**Aim**
Show every line of the records below that contains the word "this".

**Given records**
---

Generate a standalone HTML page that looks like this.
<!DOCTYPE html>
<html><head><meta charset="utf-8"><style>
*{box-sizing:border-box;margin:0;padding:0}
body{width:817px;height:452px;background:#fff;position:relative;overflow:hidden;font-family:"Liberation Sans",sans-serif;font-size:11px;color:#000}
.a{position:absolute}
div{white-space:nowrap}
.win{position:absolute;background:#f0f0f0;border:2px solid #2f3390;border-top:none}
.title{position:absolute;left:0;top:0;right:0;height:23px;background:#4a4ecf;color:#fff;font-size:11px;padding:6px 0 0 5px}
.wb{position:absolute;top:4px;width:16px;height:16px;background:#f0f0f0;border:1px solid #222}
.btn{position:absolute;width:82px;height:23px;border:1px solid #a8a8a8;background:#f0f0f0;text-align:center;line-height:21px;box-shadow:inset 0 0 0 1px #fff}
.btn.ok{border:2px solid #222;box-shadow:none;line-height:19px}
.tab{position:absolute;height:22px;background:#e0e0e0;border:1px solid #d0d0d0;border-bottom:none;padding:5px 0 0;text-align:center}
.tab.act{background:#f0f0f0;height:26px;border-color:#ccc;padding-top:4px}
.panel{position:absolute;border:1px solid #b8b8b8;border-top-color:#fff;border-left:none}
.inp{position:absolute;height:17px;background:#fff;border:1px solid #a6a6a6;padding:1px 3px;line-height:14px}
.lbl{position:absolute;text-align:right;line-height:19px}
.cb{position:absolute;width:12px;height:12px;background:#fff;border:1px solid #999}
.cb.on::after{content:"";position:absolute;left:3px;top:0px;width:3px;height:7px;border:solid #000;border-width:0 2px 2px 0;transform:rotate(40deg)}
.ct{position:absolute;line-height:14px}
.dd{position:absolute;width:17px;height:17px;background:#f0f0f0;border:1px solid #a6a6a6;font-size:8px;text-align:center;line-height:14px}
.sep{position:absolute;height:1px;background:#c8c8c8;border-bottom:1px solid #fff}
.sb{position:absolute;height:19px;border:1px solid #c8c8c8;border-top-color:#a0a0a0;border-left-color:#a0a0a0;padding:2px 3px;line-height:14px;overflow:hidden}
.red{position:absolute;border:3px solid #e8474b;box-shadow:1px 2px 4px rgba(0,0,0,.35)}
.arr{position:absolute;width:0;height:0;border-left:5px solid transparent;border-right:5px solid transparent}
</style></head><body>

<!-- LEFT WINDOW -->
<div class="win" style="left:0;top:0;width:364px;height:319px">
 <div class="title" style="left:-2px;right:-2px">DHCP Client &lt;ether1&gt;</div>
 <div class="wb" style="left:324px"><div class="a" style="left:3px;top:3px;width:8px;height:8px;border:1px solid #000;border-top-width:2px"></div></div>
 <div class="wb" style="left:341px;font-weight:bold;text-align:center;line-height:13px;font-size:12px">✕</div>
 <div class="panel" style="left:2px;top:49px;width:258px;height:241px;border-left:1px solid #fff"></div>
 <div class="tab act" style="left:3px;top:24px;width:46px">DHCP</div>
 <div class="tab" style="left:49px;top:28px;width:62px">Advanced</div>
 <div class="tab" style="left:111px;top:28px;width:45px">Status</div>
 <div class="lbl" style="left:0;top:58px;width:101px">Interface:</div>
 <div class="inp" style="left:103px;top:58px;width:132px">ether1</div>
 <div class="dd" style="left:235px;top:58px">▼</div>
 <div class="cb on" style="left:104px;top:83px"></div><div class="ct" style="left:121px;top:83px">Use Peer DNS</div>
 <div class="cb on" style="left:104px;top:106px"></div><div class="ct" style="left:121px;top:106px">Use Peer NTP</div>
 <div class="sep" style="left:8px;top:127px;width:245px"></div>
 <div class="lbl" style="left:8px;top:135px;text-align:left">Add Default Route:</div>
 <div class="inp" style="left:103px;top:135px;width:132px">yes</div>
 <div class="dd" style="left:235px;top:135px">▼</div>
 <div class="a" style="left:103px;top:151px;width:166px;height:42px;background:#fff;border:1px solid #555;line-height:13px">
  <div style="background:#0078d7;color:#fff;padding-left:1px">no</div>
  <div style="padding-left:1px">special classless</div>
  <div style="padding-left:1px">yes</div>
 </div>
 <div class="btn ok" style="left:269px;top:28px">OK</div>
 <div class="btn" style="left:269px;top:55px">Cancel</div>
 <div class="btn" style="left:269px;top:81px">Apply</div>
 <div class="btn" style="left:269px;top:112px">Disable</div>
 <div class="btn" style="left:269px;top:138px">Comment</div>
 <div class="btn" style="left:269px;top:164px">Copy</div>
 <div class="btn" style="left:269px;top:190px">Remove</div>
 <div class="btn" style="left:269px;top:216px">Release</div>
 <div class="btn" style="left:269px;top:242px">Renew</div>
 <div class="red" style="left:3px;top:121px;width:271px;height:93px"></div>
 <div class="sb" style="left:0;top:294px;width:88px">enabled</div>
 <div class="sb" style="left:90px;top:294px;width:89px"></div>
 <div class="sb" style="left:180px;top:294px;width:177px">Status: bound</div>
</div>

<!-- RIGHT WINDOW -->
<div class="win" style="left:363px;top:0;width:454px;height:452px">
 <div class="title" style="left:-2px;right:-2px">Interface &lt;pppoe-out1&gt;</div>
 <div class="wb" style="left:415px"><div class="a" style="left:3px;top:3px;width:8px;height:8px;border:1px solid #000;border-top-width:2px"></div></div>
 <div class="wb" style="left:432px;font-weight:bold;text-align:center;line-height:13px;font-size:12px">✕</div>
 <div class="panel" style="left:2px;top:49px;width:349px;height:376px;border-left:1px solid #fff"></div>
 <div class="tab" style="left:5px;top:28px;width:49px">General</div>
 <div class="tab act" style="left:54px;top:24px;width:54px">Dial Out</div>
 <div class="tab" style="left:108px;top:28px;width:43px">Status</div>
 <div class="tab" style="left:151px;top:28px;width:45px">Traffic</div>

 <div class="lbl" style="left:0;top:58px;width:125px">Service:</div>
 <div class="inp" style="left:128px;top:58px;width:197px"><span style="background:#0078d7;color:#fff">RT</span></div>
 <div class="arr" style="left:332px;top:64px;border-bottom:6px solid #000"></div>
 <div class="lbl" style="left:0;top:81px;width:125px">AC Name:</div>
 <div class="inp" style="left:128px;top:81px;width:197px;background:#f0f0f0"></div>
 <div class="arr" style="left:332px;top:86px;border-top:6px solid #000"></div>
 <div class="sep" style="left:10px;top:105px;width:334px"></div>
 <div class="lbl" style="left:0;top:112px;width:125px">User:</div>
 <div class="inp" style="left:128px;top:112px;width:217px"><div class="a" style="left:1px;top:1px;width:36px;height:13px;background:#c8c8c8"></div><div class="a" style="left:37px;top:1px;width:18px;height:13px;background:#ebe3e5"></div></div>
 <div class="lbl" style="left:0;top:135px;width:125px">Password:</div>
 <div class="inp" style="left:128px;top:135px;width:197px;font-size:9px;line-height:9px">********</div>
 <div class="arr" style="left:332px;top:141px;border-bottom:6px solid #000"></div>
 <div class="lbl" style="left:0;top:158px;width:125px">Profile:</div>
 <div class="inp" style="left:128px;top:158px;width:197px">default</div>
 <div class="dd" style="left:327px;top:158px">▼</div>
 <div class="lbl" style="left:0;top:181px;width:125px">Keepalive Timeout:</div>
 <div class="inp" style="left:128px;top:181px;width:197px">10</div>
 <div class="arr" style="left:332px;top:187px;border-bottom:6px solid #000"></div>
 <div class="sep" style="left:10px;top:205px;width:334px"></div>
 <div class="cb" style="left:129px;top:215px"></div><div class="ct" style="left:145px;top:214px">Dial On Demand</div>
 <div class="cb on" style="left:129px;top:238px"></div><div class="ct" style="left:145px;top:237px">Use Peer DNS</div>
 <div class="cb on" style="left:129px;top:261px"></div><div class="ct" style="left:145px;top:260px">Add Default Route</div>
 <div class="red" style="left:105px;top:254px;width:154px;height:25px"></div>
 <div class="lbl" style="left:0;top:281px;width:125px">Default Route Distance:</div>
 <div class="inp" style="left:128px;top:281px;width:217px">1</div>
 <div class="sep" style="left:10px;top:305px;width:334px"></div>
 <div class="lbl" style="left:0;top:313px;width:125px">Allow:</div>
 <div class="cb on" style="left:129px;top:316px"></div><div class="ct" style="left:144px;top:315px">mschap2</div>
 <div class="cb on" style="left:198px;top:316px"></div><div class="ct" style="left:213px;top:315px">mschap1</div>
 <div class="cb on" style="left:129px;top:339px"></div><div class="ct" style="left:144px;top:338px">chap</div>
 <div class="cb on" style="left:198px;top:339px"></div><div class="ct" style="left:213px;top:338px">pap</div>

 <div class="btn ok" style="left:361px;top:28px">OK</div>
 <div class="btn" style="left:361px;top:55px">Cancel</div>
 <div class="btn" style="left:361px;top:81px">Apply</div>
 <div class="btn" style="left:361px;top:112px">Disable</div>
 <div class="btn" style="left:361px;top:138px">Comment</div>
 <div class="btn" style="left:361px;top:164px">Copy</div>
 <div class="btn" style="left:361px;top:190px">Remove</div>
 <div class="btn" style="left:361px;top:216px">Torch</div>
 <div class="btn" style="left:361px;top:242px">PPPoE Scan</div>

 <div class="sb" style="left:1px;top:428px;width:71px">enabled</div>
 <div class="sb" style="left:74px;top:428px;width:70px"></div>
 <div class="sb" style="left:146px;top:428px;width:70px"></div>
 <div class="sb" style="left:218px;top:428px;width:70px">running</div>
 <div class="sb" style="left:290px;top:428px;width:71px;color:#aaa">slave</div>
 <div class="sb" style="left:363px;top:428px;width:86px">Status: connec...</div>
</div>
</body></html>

---

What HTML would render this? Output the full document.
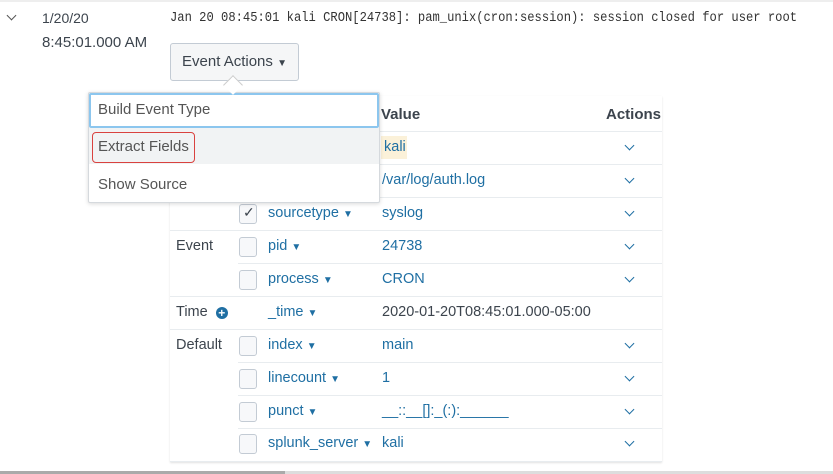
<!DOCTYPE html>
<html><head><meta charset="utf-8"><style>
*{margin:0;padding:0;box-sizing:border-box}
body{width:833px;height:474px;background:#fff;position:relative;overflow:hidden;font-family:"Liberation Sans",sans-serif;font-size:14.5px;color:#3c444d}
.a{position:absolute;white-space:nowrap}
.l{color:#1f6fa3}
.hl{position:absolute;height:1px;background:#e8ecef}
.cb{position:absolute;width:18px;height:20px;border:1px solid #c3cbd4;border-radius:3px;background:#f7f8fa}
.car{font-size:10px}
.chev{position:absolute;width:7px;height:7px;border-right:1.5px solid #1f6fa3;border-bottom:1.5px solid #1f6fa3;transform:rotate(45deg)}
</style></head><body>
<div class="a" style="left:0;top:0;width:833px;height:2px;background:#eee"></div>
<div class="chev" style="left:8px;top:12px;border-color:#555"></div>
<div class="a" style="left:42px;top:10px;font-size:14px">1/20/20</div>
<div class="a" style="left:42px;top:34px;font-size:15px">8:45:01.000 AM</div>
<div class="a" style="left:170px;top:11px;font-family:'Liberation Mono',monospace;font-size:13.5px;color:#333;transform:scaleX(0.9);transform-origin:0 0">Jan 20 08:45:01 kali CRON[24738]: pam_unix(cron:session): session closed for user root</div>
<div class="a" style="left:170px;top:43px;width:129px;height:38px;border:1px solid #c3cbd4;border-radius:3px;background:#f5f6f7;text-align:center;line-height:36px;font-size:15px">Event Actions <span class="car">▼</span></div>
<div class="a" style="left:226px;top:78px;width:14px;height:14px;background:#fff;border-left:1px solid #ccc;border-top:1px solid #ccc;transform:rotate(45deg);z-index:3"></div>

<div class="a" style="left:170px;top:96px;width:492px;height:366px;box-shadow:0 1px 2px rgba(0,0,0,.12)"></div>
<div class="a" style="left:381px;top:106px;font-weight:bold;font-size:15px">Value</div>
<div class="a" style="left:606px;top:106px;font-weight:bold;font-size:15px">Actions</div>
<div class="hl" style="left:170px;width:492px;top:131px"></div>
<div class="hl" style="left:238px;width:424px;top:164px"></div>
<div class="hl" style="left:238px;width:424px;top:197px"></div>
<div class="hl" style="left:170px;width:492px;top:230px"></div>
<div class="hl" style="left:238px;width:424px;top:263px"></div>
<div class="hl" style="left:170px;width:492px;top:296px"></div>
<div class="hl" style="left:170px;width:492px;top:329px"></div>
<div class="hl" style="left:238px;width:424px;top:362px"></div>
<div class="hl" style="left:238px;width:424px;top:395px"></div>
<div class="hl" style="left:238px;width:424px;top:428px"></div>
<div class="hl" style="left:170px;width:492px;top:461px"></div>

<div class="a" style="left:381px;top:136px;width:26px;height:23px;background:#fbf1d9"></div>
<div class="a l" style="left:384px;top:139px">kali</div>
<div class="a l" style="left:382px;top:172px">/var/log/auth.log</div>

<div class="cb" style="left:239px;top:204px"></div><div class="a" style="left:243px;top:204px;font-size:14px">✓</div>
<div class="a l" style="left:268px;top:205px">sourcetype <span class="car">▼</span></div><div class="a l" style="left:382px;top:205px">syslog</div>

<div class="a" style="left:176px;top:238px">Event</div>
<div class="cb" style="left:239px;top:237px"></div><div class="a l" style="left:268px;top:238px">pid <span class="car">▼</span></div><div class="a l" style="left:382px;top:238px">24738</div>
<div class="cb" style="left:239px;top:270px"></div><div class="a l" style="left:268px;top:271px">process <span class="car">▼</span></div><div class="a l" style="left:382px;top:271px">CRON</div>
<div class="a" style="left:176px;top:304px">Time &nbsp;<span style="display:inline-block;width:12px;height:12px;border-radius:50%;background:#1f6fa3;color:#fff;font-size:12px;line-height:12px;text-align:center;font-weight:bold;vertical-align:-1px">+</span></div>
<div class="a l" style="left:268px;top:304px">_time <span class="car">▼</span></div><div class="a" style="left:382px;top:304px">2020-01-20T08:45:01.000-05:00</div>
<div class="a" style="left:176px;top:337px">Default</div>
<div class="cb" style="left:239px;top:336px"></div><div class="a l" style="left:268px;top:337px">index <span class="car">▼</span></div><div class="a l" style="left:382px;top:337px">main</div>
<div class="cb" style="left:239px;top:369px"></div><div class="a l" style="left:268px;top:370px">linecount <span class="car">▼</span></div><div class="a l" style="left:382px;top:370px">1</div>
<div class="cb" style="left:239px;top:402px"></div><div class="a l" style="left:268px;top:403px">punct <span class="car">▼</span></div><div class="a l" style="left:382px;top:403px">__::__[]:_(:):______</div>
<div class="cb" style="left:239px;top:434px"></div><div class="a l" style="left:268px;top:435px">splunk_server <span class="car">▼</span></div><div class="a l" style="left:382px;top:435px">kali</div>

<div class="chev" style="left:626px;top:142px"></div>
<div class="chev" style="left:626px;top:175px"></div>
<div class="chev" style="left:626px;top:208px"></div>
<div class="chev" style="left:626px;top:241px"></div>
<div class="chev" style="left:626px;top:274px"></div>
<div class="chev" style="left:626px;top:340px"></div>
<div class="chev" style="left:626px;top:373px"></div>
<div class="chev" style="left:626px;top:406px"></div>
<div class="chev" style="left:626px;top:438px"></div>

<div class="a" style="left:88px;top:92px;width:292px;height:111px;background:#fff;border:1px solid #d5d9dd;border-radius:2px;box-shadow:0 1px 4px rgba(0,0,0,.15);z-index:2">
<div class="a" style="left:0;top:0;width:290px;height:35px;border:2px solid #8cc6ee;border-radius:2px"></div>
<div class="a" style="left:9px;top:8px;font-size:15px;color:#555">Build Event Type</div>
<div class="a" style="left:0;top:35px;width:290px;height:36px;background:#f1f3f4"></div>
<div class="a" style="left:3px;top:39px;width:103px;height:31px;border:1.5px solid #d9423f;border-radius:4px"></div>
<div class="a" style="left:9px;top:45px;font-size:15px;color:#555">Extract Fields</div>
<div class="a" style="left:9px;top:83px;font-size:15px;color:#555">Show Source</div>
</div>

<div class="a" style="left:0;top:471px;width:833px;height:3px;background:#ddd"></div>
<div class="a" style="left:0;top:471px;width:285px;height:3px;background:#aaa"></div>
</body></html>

---

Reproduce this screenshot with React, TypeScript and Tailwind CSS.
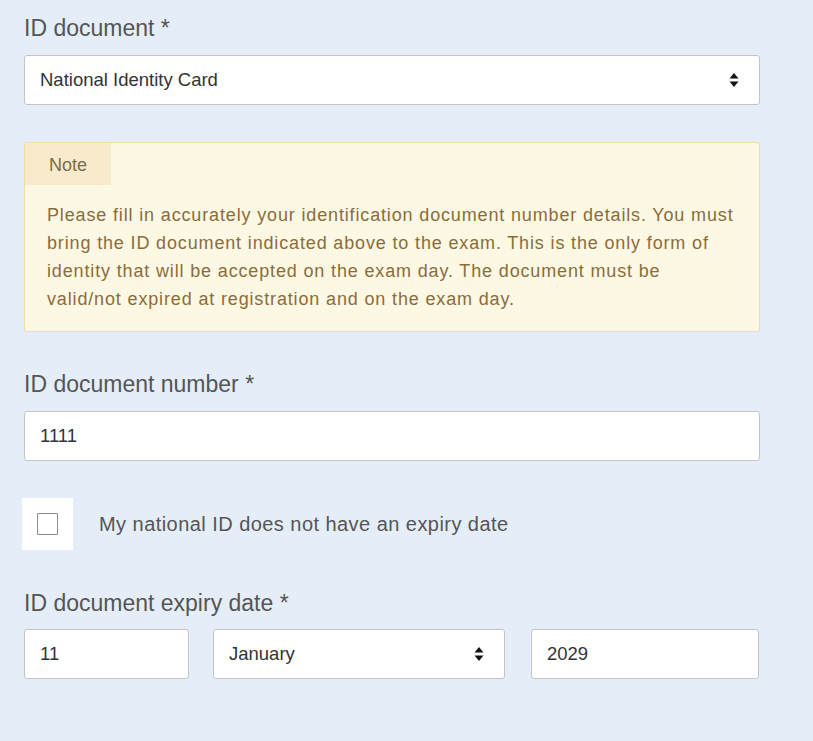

---

**Correct answer**
Generate a standalone HTML page that looks like this.
What HTML would render this? Output the full document.
Reproduce this screenshot with React, TypeScript and Tailwind CSS.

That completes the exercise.